Noch stärkere Härtefall-Lockerung
Recht locker kann hingegen Finanzminister Ueli Maurer (70) in die Bundesratssitzung gehen. Angesichts der absehbaren Verlängerung des aktuellen Teil-Lockdowns bis Ende Februar soll auch die Härtefallregelung gelockert werden, damit mehr gebeutelte Unternehmen von Unterstützungsgeldern profitieren können.
Seine Vorschläge stossen im Grundsatz auf breite Zustimmung – und werden sogar noch nachgebessert. Im Entwurf zur neuen Härtefallverordnung, der BLICK vorliegt, werden verschiedene Punkte angepasst.
Die Lockerung der Anspruchsvoraussetzungen ist praktisch unbestritten: Wer seit November aufgrund behördlicher Massnahmen «mehr als 60 Kalendertage» schliessen musste, gilt automatisch als Härtefall und soll vereinfacht zu Unterstützungsgeldern kommen. In diesen Fällen muss man den Umsatzrückgang nicht mehr nachweisen. Das öffnet den Weg für Branchenlösungen wie etwa für Beizen oder Fitnesszentren.
Höhere A-fonds-perdu-Beiträge
Auch sollen höhere A-fonds-perdu-Beiträge möglich sein – Maurer will die Obergrenze in gewissen Fällen von 10 auf 20 Prozent des Umsatzes erhöhen. Die Wirtschaftskommission will aber noch einen Schritt weitergehen. A-fonds-perdu-Beiträge im Umfang von maximal 30 Prozent des Umsatzes sollen für alle Härtefall-Betriebe möglich sein. Die Kommission sagte dem Vernehmen nach mit 13 zu 10 Stimmen Ja zu einem entsprechenden Antrag der Grünen-Nationalrätin Regula Rytz (58, BE).
Diejenigen Betriebe hingegen, die zwar nicht von einer längeren Zwangsschliessung, aber trotzdem grossen Einbussen betroffen sind, haben in der Regel Anspruch auf Härtefall-Gelder, wenn ihr Umsatzrückgang mehr als 40 Prozent beträgt. Gemäss Maurer gilt nicht einfach das Kalenderjahr 2020, sondern eine rollende Berechnung.
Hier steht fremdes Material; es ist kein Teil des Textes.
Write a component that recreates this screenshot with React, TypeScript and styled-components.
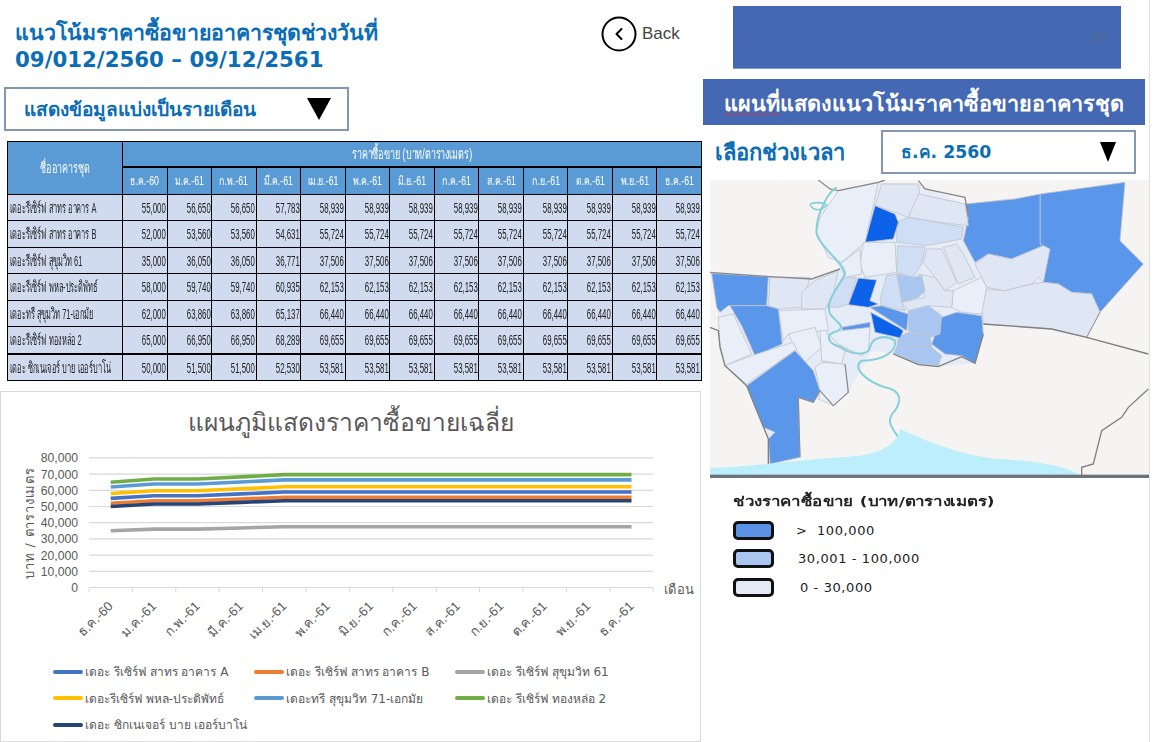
import React from 'react';
import styled, { createGlobalStyle } from 'styled-components';

// == data =========================================================================================
const MONTHS = [ 'ธ.ค.-60', 'ม.ค.-61', 'ก.พ.-61', 'มี.ค.-61', 'เม.ย.-61', 'พ.ค.-61', 'มิ.ย.-61', 'ก.ค.-61', 'ส.ค.-61', 'ก.ย.-61', 'ต.ค.-61', 'พ.ย.-61', 'ธ.ค.-61' ];

const expand = ( a: number, b: number, c: number, d: number ): number[] => [ a, b, b, c, ...Array( 9 ).fill( d ) ];

const ROWS = [
  { name: 'เดอะรีเซิร์ฟ สาทร อาคาร A', legend: 'เดอะ รีเซิร์ฟ สาทร อาคาร A', color: '#4472c4', values: expand( 55000, 56650, 57783, 58939 ) },
  { name: 'เดอะรีเซิร์ฟ สาทร อาคาร B', legend: 'เดอะ รีเซิร์ฟ สาทร อาคาร B', color: '#ed7d31', values: expand( 52000, 53560, 54631, 55724 ) },
  { name: 'เดอะรีเซิร์ฟ สุขุมวิท 61', legend: 'เดอะ รีเซิร์ฟ สุขุมวิท 61', color: '#a5a5a5', values: expand( 35000, 36050, 36771, 37506 ) },
  { name: 'เดอะรีเซิร์ฟ พหล-ประดิพัทธ์', legend: 'เดอะรีเซิร์ฟ พหล-ประดิพัทธ์', color: '#ffc000', values: expand( 58000, 59740, 60935, 62153 ) },
  { name: 'เดอะทรี สุขุมวิท 71-เอกมัย', legend: 'เดอะทรี สุขุมวิท 71-เอกมัย', color: '#5b9bd5', values: expand( 62000, 63860, 65137, 66440 ) },
  { name: 'เดอะรีเซิร์ฟ ทองหล่อ 2', legend: 'เดอะ รีเซิร์ฟ ทองหล่อ 2', color: '#70ad47', values: expand( 65000, 66950, 68289, 69655 ) },
  { name: 'เดอะ ซิกเนเจอร์ บาย เออร์บาโน่', legend: 'เดอะ ซิกเนเจอร์ บาย เออร์บาโน่', color: '#264478', values: expand( 50000, 51500, 52530, 53581 ) },
];

const TICKS = [ 0, 10000, 20000, 30000, 40000, 50000, 60000, 70000, 80000 ];

const FILL = { top: '#5a96ea', hot: '#0a62ea', mid: '#a9c6f1', soft: '#cfdef5', low: '#dfe7f5', pale: '#e9eff9' };

const LAND = '335,175 400,50 520,25 640,30 780,90 1005,60 1260,25 1245,200 1315,270 1185,415 1145,490 1040,465 835,450 810,568 700,578 565,540 500,530 430,655 385,695 345,650 325,685 280,670 285,850 195,870 190,795 125,630 60,575 40,430 20,298 195,308 320,315 405,285';

const DISTRICTS: { fill: string; points: string }[] = [
  { fill: FILL.top, points: '1005,60 1260,25 1245,200 1260,215 1315,270 1185,415 1160,360 1100,355 1060,330 1015,325 1030,225 1005,210' },
  { fill: FILL.top, points: '780,90 930,75 1005,60 1005,210 1015,215 920,255 850,240 810,265 775,200 790,130' },
  { fill: FILL.low, points: '810,270 850,240 920,255 1015,215 1035,225 1015,325 1000,310 980,330 900,350 845,340' },
  { fill: FILL.low, points: '845,345 900,350 980,330 1015,325 1060,330 1100,355 1160,360 1185,415 1145,490 1040,465 835,450 830,400' },
  { fill: FILL.pale, points: '745,350 830,310 845,340 830,420 770,415 740,400' },
  { fill: FILL.top, points: '710,430 755,415 830,425 835,480 810,568 770,545 720,540 680,510' },
  { fill: FILL.mid, points: '610,410 670,395 710,425 705,480 675,490 610,470' },
  { fill: FILL.mid, points: '580,490 610,475 675,485 680,520 575,520' },
  { fill: FILL.mid, points: '565,540 575,520 680,520 710,545 700,575 640,570' },
  { fill: FILL.low, points: '530,30 640,30 645,65 610,130 570,115 510,95' },
  { fill: FILL.low, points: '640,60 780,90 790,155 700,145 610,130' },
  { fill: FILL.soft, points: '575,145 610,130 700,145 775,160 770,195 720,205 660,215 620,210 575,205' },
  { fill: FILL.hot, points: '510,95 570,120 580,145 565,195 480,205' },
  { fill: FILL.pale, points: '400,50 520,25 480,205 410,265 370,250 335,175 345,130' },
  { fill: FILL.pale, points: '475,205 570,205 575,295 480,310 465,270' },
  { fill: FILL.soft, points: '578,215 660,220 650,270 625,310 575,295' },
  { fill: FILL.low, points: '665,225 710,225 755,325 720,350 690,310 655,265' },
  { fill: FILL.low, points: '715,220 755,210 775,240 810,310 760,330' },
  { fill: FILL.low, points: '640,300 690,310 720,350 745,350 740,400 670,395 610,410 590,385 660,370' },
  { fill: FILL.mid, points: '575,300 625,310 650,305 660,350 640,370 590,385' },
  { fill: FILL.soft, points: '545,305 575,300 590,385 600,410 530,395 525,375' },
  { fill: FILL.hot, points: '460,312 515,318 495,380 520,390 490,400 430,392' },
  { fill: FILL.top, points: '495,400 530,395 610,420 605,470' },
  { fill: FILL.hot, points: '497,415 580,460 595,470 585,492 510,475' },
  { fill: FILL.soft, points: '420,310 455,310 430,390 400,400 365,400 385,360' },
  { fill: FILL.pale, points: '405,270 465,225 470,300 420,310' },
  { fill: FILL.top, points: '410,460 495,445 495,460 440,480 415,475' },
  { fill: FILL.low, points: '195,310 315,310 290,400 220,405 190,395' },
  { fill: FILL.low, points: '290,355 330,320 400,290 385,360 360,405 290,405' },
  { fill: FILL.pale, points: '220,410 360,405 370,470 250,480 235,500' },
  { fill: FILL.pale, points: '250,480 330,460 350,520 300,565 270,520' },
  { fill: FILL.pale, points: '345,470 365,470 380,510 420,530 410,570 350,560' },
  { fill: FILL.pale, points: '370,480 405,470 495,460 490,530 470,545 400,510' },
  { fill: FILL.top, points: '20,298 190,308 185,395 70,395 45,415 35,400' },
  { fill: FILL.top, points: '75,395 185,395 220,405 232,510 150,545 110,455' },
  { fill: FILL.pale, points: '40,430 85,420 140,540 60,575 45,510' },
  { fill: FILL.pale, points: '60,575 140,545 265,505 275,525 125,630' },
  { fill: FILL.top, points: '125,635 270,530 325,590 345,650 325,685 280,670 285,850 195,870 190,795 210,775 175,760' },
  { fill: FILL.pale, points: '330,580 350,565 420,570 430,655 385,695 340,675 345,650' },
];

// == styles =======================================================================================
const GlobalStyle = createGlobalStyle`
  html, body {
    margin: 0;
    background: #fff;
    font-family: 'DejaVu Sans', 'Noto Sans', sans-serif;
  }
`;

const Page = styled.div`
  display: flex;
  width: 1149px;
  height: 742px;
  overflow: hidden;
  border-right: 1px solid #e2e2e2;
`;

const LeftColumn = styled.div`
  display: flex;
  flex-direction: column;
  width: 702px;
  flex: none;
`;

const RightColumn = styled.div`
  display: flex;
  flex-direction: column;
  flex: 1;
  min-width: 0;
`;

const Header = styled.div`
  display: flex;
  height: 87px;
  box-sizing: border-box;
  padding: 16px 0 0 15px;
`;

const Title = styled.h1`
  width: 586px;
  margin: 3px 0 0;
  font-size: 21.3px;
  line-height: 27px;
  font-weight: 700;
  color: #0b6db5;
`;

const BackButton = styled.div`
  display: flex;
  align-items: center;
  gap: 5px;
  height: 35px;
  font-family: 'Liberation Sans', sans-serif;
  font-size: 17px;
  color: #444;
`;

const Dropdown = styled.div<{ $width: number; $textSize: number; $pad: number }>`
  display: flex;
  align-items: center;
  justify-content: space-between;
  box-sizing: border-box;
  width: ${ ( p ) => p.$width }px;
  height: 44px;
  padding: 0 ${ ( p ) => p.$pad }px 0 18px;
  border: 2px solid #8497b0;
  background: #fff;
  font-size: ${ ( p ) => p.$textSize }px;
  font-weight: 700;
  color: #0b6db5;
`;

const ViewDropdownSlot = styled.div`
  margin-left: 4px;
`;

const Arrow = styled.span<{ $w: number; $h: number }>`
  width: 0;
  height: 0;
  border-left: ${ ( p ) => p.$w }px solid transparent;
  border-right: ${ ( p ) => p.$w }px solid transparent;
  border-top: ${ ( p ) => p.$h }px solid #000;
`;

const Table = styled.table`
  width: 695px;
  margin: 10px 0 0 7px;
  border-collapse: collapse;
  table-layout: fixed;
  font-family: 'Liberation Sans', sans-serif;
  font-size: 15px;
  line-height: 18px;
`;

const HeadCell = styled.th<{ $thick?: boolean; $month?: boolean }>`
  height: ${ ( p ) => p.$thick ? 24 : 26 }px;
  padding: 0;
  border: 1px solid #000;
  border-bottom-width: ${ ( p ) => p.$thick ? 2 : 1 }px;
  background: #5b9bd5;
  color: #fff;
  font-size: ${ ( p ) => p.$month ? 12.5 : 15 }px;
  font-weight: 400;
  text-align: center;
  white-space: nowrap;
`;

const BodyCell = styled.td<{ $name?: boolean; $heavy?: boolean }>`
  height: 25.5px;
  padding: ${ ( p ) => p.$name ? '0 0 0 2px' : '0 1px 0 0' };
  border: 1px solid #000;
  border-top-width: ${ ( p ) => p.$heavy ? 2 : 1 }px;
  background: #d0dbef;
  color: #222;
  font-size: ${ ( p ) => p.$name ? 15 : 14 }px;
  text-align: ${ ( p ) => p.$name ? 'left' : 'right' };
  white-space: nowrap;
`;

const Narrow = styled.span<{ $origin: string; $scale: number }>`
  display: inline-block;
  white-space: nowrap;
  transform: scaleX(${ ( p ) => p.$scale });
  transform-origin: ${ ( p ) => p.$origin } center;
`;

const ChartCard = styled.section`
  box-sizing: border-box;
  width: 701px;
  height: 351px;
  margin-top: 10px;
  border: 1px solid #d9d9d9;
  background: #fff;
`;

const ChartTitle = styled.h2`
  margin: 13px 0 0;
  height: 35px;
  font-size: 24.6px;
  line-height: 35px;
  font-weight: 400;
  text-align: center;
  color: #595959;
`;

const ChartCanvas = styled.svg`
  display: block;
  width: 699px;
  height: 218px;
`;

const Legend = styled.div`
  display: grid;
  grid-template-columns: 201px 201px 201px;
  grid-auto-rows: 26.5px;
  padding: 0 0 0 52px;
`;

const LegendItem = styled.div`
  display: flex;
  align-items: center;
  gap: 2px;
  font-size: 12px;
  color: #595959;
  white-space: nowrap;
`;

const LegendLine = styled.span<{ $color: string }>`
  flex: none;
  width: 30px;
  height: 4px;
  border-radius: 2px;
  background: ${ ( p ) => p.$color };
`;

const TopBox = styled.div`
  display: flex;
  align-items: center;
  justify-content: space-between;
  box-sizing: border-box;
  width: 388px;
  height: 63px;
  margin: 6px 0 0 31px;
  padding: 0 14px 0 2px;
  background: #4468b3;
  border-bottom: 1px solid #7f9bd0;
  color: #56688f;
  font-size: 13px;
`;

const Banner = styled.div`
  box-sizing: border-box;
  width: 442px;
  height: 46px;
  margin: 10px 0 0 1px;
  background: #4468b3;
  color: #fff;
  font-size: 21.6px;
  font-weight: 700;
  line-height: 50px;
  text-align: center;
  white-space: nowrap;
`;

const Misspelt = styled.span`
  text-decoration: underline wavy #d23a3a 1px;
`;

const PeriodRow = styled.div`
  display: flex;
  align-items: center;
  height: 44px;
  margin-top: 5px;
  padding-left: 13px;
`;

const PeriodLabel = styled.div`
  width: 166px;
  font-size: 22px;
  font-weight: 700;
  color: #0b6db5;
`;

const MapFrame = styled.svg`
  display: block;
  width: 440px;
  height: 298px;
  margin: 6px 0 0 8px;
  background: #f6f4f2;
`;

const MapLegend = styled.div`
  display: flex;
  flex-direction: column;
  margin: 15px 0 0 31px;
  font-family: 'DejaVu Sans', sans-serif;
  font-size: 13px;
  color: #222;
`;

const MapLegendTitle = styled.div`
  height: 23px;
  line-height: 18px;
  font-weight: 700;
`;

const MapLegendRow = styled.div`
  display: flex;
  align-items: center;
  height: 28.5px;
`;

const MapSwatch = styled.span<{ $fill: string }>`
  flex: none;
  width: 41px;
  height: 19px;
  box-sizing: border-box;
  border: 3px solid #111;
  border-radius: 5px;
  background: ${ ( p ) => p.$fill };
`;

const MapLegendValue = styled.span<{ $indent: number }>`
  margin-left: ${ ( p ) => p.$indent }px;
  letter-spacing: 0.6px;
  white-space: pre;
`;

// == chart ========================================================================================
const xOf = ( index: number ): number => 111.7 + index * 43.4;
const yOf = ( value: number ): number => 587.5 - value / 10000 * 16.2;

const PriceChart = (): JSX.Element => (
  <ChartCanvas viewBox="2 440 699 218" fontFamily="'Liberation Sans', sans-serif">
    { TICKS.map( ( tick ) => (
      <g key={ tick }>
        <line x1="90" x2="654" y1={ yOf( tick ) } y2={ yOf( tick ) } stroke="#d9d9d9" strokeWidth="1.2" />
        <text x="79" y={ yOf( tick ) + 4.5 } textAnchor="end" fontSize="12.2" fill="#595959">{ tick.toLocaleString( 'en-US' ) }</text>
      </g>
    ) ) }
    { MONTHS.map( ( month, i ) => (
      <g key={ i }>
        <line x1={ 90 + i * 43.4 } x2={ 90 + i * 43.4 } y1="587.5" y2="592" stroke="#d9d9d9" />
        <text
          x={ xOf( i ) + 3 }
          y="607"
          textAnchor="end"
          fontSize="13"
          fill="#595959"
          transform={ `rotate(-45 ${ xOf( i ) + 3 } 607)` }
        >{ month }</text>
      </g>
    ) ) }
    <line x1="654" x2="654" y1="587.5" y2="592" stroke="#d9d9d9" />
    <text x="665" y="594" fontSize="13" letterSpacing="0.3" fill="#595959" fontFamily="'DejaVu Sans', sans-serif">เดือน</text>
    <text
      x="35"
      y="523"
      textAnchor="middle"
      fontSize="13"
      letterSpacing="0.8"
      fill="#595959"
      fontFamily="'DejaVu Sans', sans-serif"
      transform="rotate(-90 35 523)"
    >บาท / ตารางเมตร</text>
    { ROWS.map( ( row ) => (
      <polyline
        key={ row.legend }
        points={ row.values.map( ( v, i ) => `${ xOf( i ) },${ yOf( v ) }` ).join( ' ' ) }
        fill="none"
        stroke={ row.color }
        strokeWidth="3.6"
        strokeLinejoin="round"
      />
    ) ) }
  </ChartCanvas>
);

// == map ==========================================================================================
const DistrictMap = (): JSX.Element => (
  <MapFrame viewBox="15 18 1320 894">
    <defs>
      <filter id="soften"><feGaussianBlur stdDeviation="2" /></filter>
    </defs>
    <g filter="url(#soften)">
      <polygon points={ LAND } fill="#e6ecf7" />
      { DISTRICTS.map( ( d, i ) => (
        <polygon key={ i } points={ d.points } fill={ d.fill } stroke="#c0c4cc" strokeWidth="2.5" strokeLinejoin="round" />
      ) ) }
      <polyline points="15,295 195,308 320,315 405,285" fill="none" stroke="#8a8a8a" strokeWidth="4" />
      <polyline points="835,450 1040,465 1145,490 1330,540" fill="none" stroke="#808080" strokeWidth="4" />
      <polyline points="15,460 40,470 45,520 60,575 125,635 190,795 190,870" fill="none" stroke="#808080" strokeWidth="4" />
      <polyline points="565,540 640,572 700,578 770,548 810,568 835,480" fill="none" stroke="#808080" strokeWidth="4" />
      <polyline points="1185,415 1145,490" fill="none" stroke="#909090" strokeWidth="3" />
      <polyline points="285,850 280,670 325,685 345,650 385,695 430,655 420,570" fill="none" stroke="#8a8a8a" strokeWidth="3.5" />
      <polyline points="1330,645 1270,700 1250,730 1190,770 1165,870 1130,880 1130,905" fill="none" stroke="#808080" strokeWidth="4" />
      <polyline points="340,18 375,45 400,50 520,25 540,18" fill="none" stroke="#8a8a8a" strokeWidth="4" />
      <polyline points="640,20 660,45 780,70 790,130" fill="none" stroke="#8a8a8a" strokeWidth="4" />
      <path
        d="M395,40 C360,60 330,140 335,180 C345,220 420,270 420,300 C400,340 360,380 375,420 C400,450 420,455 400,470 C360,480 360,505 410,520 C440,545 490,545 495,520 C500,490 540,480 570,500 C575,530 540,560 470,560 C440,580 480,620 540,640 C590,650 590,680 570,710 C540,740 560,760 580,790"
        fill="none"
        stroke="#86cfdc"
        strokeWidth="6"
      />
      <path d="M315,90 C330,85 350,85 365,92 C350,110 325,115 315,90" fill="none" stroke="#86cfdc" strokeWidth="5" />
      <path
        d="M15,882 C120,880 250,860 430,848 C520,845 580,810 585,765 C640,790 760,845 880,855 C980,860 1070,870 1130,905 L15,905 Z"
        fill="#bdeefc"
      />
    </g>
    <rect x="15" y="902" width="1320" height="10" fill="#6d7378" />
  </MapFrame>
);

// == element ======================================================================================
export default function App(): JSX.Element {
  return (
    <Page>
      <GlobalStyle />
      <LeftColumn>
        <Header>
          <Title>แนวโน้มราคาซื้อขายอาคารชุดช่วงวันที่<br />09/012/2560 – 09/12/2561</Title>
          <BackButton>
            <svg width="36" height="36" viewBox="0 0 36 36" fill="none" stroke="#000">
              <circle cx="18" cy="18" r="16.5" strokeWidth="2" />
              <path d="M20.5 13 L15.5 18 L20.5 23" strokeWidth="2" strokeLinecap="round" strokeLinejoin="round" />
            </svg>
            Back
          </BackButton>
        </Header>
        <ViewDropdownSlot>
          <Dropdown $width={ 345 } $textSize={ 19 } $pad={ 16 }>
            แสดงข้อมูลแบ่งเป็นรายเดือน
            <Arrow $w={ 12 } $h={ 22 } />
          </Dropdown>
        </ViewDropdownSlot>
        <Table>
          <colgroup>
            <col style={ { width: 115 } } />
            { MONTHS.map( ( m, i ) => <col key={ i } /> ) }
          </colgroup>
          <thead>
            <tr>
              <HeadCell rowSpan={ 2 }><Narrow $origin="center" $scale={ 0.6 }>ชื่ออาคารชุด</Narrow></HeadCell>
              <HeadCell $thick colSpan={ 13 }><Narrow $origin="center" $scale={ 0.6 }>ราคาซื้อขาย (บาท/ตารางเมตร)</Narrow></HeadCell>
            </tr>
            <tr>
              { MONTHS.map( ( m, i ) => (
                <HeadCell key={ i } $month><Narrow $origin="center" $scale={ 0.7 }>{ m }</Narrow></HeadCell>
              ) ) }
            </tr>
          </thead>
          <tbody>
            { ROWS.map( ( row, r ) => (
              <tr key={ row.name }>
                <BodyCell $name $heavy={ r === 6 }>
                  <Narrow $origin="left" $scale={ 0.495 }>{ row.name }</Narrow>
                </BodyCell>
                { row.values.map( ( v, i ) => (
                  <BodyCell key={ i } $heavy={ r === 6 }>
                    <Narrow $origin="right" $scale={ 0.56 }>{ v.toLocaleString( 'en-US' ) }</Narrow>
                  </BodyCell>
                ) ) }
              </tr>
            ) ) }
          </tbody>
        </Table>
        <ChartCard>
          <ChartTitle>แผนภูมิแสดงราคาซื้อขายเฉลี่ย</ChartTitle>
          <PriceChart />
          <Legend>
            { ROWS.map( ( row ) => (
              <LegendItem key={ row.legend }>
                <LegendLine $color={ row.color } />
                { row.legend }
              </LegendItem>
            ) ) }
          </Legend>
        </ChartCard>
      </LeftColumn>
      <RightColumn>
        <TopBox>
          <span>⋮</span>
          <span>ดัง</span>
        </TopBox>
        <Banner><Misspelt>แผนที่</Misspelt>แสดงแนวโน้มราคาซื้อขายอาคารชุด</Banner>
        <PeriodRow>
          <PeriodLabel>เลือกช่วงเวลา</PeriodLabel>
          <Dropdown $width={ 255 } $textSize={ 17.3 } $pad={ 18 }>
            ธ.ค. 2560
            <Arrow $w={ 8.5 } $h={ 20 } />
          </Dropdown>
        </PeriodRow>
        <DistrictMap />
        <MapLegend>
          <MapLegendTitle>
            <Narrow $origin="left" $scale={ 1.3 }>ช่วงราคาซื้อขาย (บาท/ตารางเมตร)</Narrow>
          </MapLegendTitle>
          <MapLegendRow><MapSwatch $fill="#5a92e8" /><MapLegendValue $indent={ 22 }>{ '>  100,000' }</MapLegendValue></MapLegendRow>
          <MapLegendRow><MapSwatch $fill="#a9c6f1" /><MapLegendValue $indent={ 24 }>30,001 - 100,000</MapLegendValue></MapLegendRow>
          <MapLegendRow><MapSwatch $fill="#e3eaf6" /><MapLegendValue $indent={ 26 }>0 - 30,000</MapLegendValue></MapLegendRow>
        </MapLegend>
      </RightColumn>
    </Page>
  );
}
So kann zum Beispiel auch ein Zeitrahmen von April 2020 bis März 2021 zur Umsatzberechnung herangezogen werden. Damit soll der nun länger andauernde Teil-Lockdown besser berücksichtigt werden. Auch hier kam Rytz mit einem Zusatz-Antrag – mit 14 zu 7 Stimmen – durch, der eine Ausnahmeregelung vorsieht: Bei hohen Fixkosten kann auf die 40-Prozent-Hürde verzichtet werden.
Und schliesslich drang die Grüne mit 15 zu 7 Stimmen mit einem weiteren Vorschlag durch: Die Unterstützung für Unternehmen, die von den Corona-Folgen wirtschaftlich besonders betroffen sind und einen Härtefall darstellen, soll ab Januar 2021 auf eine neue Basis gestellt werden. Anstelle von Darlehen, Bürgschaften und Garantien oder an den Umsatz gekoppelte A-fonds-perdu-Beiträge sollen ab 1. Januar 2021 belegte und nicht gedeckte Fixkosten direkt entschädigt werden.
Ob der Bundesrat die Vorschläge aufnimmt, entscheidet sich am Mittwoch.
Kantone wollen neue Covid-Kredite
Unterstützt werden die bundesrätlichen Härtefall-Lockerungen im Grossen und Ganzen auch von den kantonalen Finanz- und Volkswirtschaftsdirektoren.
In ihrer Stellungnahme an Bundesrat Maurer, die BLICK ebenfalls vorliegt, verlangen sie zusätzlich aber eine Neuauflage der Covid-Kredite. Diese sollte «im Sinne einer Eventualplanung rasch an die Hand genommen werden, so dass diese bei Bedarf jederzeit sofort definitiv beschlossen und vollzogen werden kann».